Infomoney
29/09/2008
Não é todo dia que se vê o governo dos EUA comprando US$ 700 bilhões de ativos deteriorados das principais instituições financeiras de Wall Street. Embora ainda carente de devida aprovação do Congresso, a medida é um marco no sistema financeiro não somente norte-americano, mas global. Em pleno século XXI, o intervencionismo estatal é amplamente presente sobre os mercados.
É fato que em tempos prósperos, a mão do Estado quase nunca é bem-vinda. Mas em momentos de crise como o atual, investidores e CEOs (Chief Executive Officers) enxergam o governo como uma tábua de salvação. O subprime não foge à regra. Contudo, a atuação do Fed, do Tesouro e de outras entidades da Casa Branca vêm se mostrando ativa como há muito não se via.
Se aprovado, o pacote deve promover uma antecipação do fim da crise. "É o começo do término das turbulências", chegaram a afirmar analistas na semana passada. Não à toa, os mercados reagiram com ganhos históricos. Todavia, a operação tem também seus efeitos sobre a macroeconomia norte-americana. E nem todos eles são benéficos.
Arcando com o pacote
Os dispêndios com a manobra impressionam. Para se ter uma idéia do que são US$ 700 bilhões, o PIB (Produto Interno Bruto) brasileiro no quarto trimestre do ano passado somou US$ 679,583 bilhões. Isto para não falar nas injeções de liquidez e nas aquisições da Fannie Mae, Freddie Mac e AIG, entre outras medidas paliativas.
Tamanho montante não se cria de um dia para outro.
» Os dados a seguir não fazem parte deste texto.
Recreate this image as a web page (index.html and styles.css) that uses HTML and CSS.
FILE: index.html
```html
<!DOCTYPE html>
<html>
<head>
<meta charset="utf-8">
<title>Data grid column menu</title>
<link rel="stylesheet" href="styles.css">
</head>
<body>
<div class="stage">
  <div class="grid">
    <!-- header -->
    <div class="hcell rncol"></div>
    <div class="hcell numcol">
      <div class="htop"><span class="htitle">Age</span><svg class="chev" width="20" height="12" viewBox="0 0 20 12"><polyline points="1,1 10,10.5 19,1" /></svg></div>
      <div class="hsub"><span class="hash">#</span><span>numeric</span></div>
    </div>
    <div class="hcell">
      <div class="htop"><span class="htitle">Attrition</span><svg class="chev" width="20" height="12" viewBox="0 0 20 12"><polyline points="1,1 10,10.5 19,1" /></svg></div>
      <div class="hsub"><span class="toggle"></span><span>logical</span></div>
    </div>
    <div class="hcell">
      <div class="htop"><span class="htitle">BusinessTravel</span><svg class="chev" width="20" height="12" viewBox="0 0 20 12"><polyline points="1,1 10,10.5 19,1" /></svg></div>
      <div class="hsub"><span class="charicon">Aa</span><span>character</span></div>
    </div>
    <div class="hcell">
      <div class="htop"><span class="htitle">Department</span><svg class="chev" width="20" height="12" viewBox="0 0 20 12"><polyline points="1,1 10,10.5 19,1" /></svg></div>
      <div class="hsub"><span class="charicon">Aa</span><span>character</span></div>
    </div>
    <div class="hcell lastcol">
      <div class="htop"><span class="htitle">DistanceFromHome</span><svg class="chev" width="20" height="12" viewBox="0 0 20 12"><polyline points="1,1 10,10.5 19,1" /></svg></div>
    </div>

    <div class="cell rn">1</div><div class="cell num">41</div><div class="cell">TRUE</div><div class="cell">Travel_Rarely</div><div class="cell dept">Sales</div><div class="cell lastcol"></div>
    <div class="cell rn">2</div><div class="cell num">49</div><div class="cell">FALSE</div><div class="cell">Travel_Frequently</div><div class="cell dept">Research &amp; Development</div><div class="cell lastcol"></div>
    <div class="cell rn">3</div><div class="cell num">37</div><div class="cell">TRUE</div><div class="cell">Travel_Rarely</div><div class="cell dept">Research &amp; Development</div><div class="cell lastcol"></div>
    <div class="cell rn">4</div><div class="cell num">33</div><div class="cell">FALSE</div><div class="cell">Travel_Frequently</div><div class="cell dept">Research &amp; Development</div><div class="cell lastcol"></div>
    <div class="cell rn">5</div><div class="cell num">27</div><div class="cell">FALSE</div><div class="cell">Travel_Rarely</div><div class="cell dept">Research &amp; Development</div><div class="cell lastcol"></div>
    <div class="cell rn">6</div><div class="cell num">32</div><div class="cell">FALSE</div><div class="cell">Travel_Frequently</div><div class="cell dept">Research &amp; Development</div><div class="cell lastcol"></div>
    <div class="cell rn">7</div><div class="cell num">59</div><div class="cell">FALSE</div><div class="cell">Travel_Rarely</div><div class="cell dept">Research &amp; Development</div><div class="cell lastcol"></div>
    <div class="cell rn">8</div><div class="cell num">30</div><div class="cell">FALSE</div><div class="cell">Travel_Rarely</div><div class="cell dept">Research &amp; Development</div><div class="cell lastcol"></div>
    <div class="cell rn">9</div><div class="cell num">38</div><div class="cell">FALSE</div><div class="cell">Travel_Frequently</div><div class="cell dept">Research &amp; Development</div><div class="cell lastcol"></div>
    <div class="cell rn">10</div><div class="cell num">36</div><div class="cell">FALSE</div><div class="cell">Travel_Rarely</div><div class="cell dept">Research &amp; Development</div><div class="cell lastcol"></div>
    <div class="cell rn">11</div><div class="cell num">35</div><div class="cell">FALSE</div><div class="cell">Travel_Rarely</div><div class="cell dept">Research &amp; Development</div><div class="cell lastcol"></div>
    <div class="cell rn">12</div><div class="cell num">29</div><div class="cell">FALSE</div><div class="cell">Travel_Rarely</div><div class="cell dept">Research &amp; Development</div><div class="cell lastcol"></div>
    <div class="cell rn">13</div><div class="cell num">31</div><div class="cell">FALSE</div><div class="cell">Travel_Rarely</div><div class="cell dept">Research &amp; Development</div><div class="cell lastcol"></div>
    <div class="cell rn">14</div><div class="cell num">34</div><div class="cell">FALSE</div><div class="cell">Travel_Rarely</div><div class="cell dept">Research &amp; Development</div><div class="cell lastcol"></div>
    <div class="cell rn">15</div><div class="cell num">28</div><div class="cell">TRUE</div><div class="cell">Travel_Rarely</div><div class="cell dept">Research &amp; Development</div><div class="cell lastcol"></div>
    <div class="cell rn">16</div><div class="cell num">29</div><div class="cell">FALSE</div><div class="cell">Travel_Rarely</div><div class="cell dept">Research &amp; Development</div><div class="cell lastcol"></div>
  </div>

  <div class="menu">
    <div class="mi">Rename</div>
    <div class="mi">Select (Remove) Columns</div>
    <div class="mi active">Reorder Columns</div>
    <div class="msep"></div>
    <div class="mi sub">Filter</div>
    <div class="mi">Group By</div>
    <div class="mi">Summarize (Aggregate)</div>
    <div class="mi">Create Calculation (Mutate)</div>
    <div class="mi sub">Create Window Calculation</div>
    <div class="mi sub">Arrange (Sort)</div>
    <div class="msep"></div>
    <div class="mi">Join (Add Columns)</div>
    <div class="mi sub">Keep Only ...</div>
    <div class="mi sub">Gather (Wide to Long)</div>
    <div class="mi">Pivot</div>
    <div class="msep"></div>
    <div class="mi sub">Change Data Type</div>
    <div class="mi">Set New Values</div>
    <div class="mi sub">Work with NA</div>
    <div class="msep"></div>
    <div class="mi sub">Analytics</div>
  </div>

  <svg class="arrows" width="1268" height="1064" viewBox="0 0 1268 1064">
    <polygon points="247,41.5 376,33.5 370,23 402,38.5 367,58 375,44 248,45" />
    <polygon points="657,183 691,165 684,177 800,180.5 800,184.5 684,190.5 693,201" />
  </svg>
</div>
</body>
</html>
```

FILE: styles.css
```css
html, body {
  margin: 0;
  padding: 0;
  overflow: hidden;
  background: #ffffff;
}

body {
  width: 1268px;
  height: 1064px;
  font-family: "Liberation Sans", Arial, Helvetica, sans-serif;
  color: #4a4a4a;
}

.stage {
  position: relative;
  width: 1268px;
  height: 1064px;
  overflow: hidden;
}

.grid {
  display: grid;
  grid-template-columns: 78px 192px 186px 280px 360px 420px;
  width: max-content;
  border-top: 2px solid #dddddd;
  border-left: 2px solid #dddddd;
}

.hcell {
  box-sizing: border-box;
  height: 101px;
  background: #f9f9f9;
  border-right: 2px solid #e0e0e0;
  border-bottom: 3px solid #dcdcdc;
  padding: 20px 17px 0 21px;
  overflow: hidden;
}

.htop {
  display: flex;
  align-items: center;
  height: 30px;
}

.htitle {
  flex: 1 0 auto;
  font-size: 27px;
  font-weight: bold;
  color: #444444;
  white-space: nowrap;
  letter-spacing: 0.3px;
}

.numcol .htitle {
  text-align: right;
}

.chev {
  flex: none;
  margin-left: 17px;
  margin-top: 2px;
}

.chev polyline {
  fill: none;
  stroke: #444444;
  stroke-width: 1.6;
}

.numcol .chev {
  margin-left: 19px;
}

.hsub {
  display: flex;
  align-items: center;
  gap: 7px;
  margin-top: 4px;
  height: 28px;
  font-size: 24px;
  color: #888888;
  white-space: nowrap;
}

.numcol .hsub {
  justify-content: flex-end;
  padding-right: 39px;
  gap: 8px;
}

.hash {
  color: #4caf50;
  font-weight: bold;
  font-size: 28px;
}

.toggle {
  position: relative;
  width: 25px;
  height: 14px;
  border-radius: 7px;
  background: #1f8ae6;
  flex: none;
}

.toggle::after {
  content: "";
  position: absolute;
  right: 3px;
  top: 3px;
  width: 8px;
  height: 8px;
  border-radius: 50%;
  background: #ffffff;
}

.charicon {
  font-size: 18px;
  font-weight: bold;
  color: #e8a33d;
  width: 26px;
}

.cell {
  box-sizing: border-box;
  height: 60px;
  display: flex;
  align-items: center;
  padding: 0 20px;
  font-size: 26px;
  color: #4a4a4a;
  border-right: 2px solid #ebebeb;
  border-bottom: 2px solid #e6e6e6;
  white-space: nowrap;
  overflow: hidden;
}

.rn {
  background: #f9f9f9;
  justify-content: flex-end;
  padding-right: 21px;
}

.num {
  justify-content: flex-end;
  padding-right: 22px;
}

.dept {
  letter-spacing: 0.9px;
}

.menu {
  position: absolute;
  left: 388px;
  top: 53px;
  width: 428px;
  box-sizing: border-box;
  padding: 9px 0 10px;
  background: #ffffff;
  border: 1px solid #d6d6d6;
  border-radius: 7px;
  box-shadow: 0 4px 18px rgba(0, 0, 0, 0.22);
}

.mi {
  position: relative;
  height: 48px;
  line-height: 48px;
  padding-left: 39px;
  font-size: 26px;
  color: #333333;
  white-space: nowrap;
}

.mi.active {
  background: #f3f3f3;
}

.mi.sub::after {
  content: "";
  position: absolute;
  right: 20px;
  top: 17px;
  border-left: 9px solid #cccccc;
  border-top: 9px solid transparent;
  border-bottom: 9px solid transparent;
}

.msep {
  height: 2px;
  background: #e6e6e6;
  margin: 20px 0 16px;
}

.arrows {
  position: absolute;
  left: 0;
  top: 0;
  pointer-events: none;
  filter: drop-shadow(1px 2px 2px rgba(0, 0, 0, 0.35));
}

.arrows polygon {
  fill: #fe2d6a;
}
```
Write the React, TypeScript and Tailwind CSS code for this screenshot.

De acordo com projeções do mercado, os contribuintes norte-americanos deverão arcar com até US$ 200 bilhões dos US$ 700 bilhões previstos no pacote, um peso considerável. Se as instituições de Wall Street, com todo o seu poder financeiro, já se encontram em apuros, que dirá do norte-americano de classe baixa ou média.
A situação é particularmente complexa quando colocada em seu contexto político: a iminência das eleições presidenciais. O pacote pode abalar ainda mais a já desgastada imagem de George W. Bush e, conseqüentemente, impactar a campanha do candidato republicado, John McCain.
Rombo fiscal
Há ainda os US$ 500 bilhões restantes. Ainda que o Tesouro dos EUA amplie a oferta de títulos no mercado a fim de angariar recursos para financiar o plano de socorro às instituições financeiras, cortes deverão ser conduzidos no orçamento governamental, especialmente em áreas sociais. Mais um ponto negativo para a imagem dos republicanos à véspera das eleições.
Paralelamente, as intervenções cada vez mais freqüentes do governo tendem a agravar ainda mais a situação fiscal norte-americana. No acumulado do ano fiscal de 2008, iniciado em outubro do ano passado, as contas públicas do país apresentam um rombo de US$ 483,354 bilhões até agosto. No mesmo período de 2007, o déficit foi consideravelmente menor, de US$ 274,393 bilhões.
Isto para não falar no chamado "risco moral". Quais os critérios para determinar qual ativo deve ser resgatado e qual não? Ademais, instituições financeiras até então resistentes à crise, com boas gestões e times administrativos, ficariam a ver navios, enquanto que firmas que tomaram mais riscos do que deviam receberão bilhões do governo. Algo, no mínimo, um tanto quanto injusto.
Cenário desastroso
Ainda assim, os defensores do plano orquestrado por Henry Paulson e Ben Bernanke acreditam que as conseqüências de uma passividade por parte do Federal Reserve e do governo norte-americano frente à crise seriam muito maiores e mais graves do que os custos do socorro a ser prestado, principalmente por conta da perspectiva de uma crescente falta de liquidez no mercado.
Sem conseguir efetuar suas captações regulares, companhias poderiam suspender pagamento de dívidas, contas e até mesmo de suas folhas de pagamentos. Sem salário, norte-americanos suspenderiam a prestação de impostos e tributos, deteriorando ainda mais a situação fiscal dos EUA, que paralelamente, teria que arcar com uma brusca elevação nos pedidos de ajuda financeiro, como os auxílio-desemprego.
Um cenário desastroso, marcado por uma profunda crise de confiança entre as instituições muito mais complexa de ser posteriormente revertida. Ademais, analistas acreditam que o montante de US$ 700 bilhões talvez nem venha a ser gasto inteiramente pelo governo, uma vez que mais de US$ 600 bilhões já foram reportados por instituições na forma de baixas contábeis.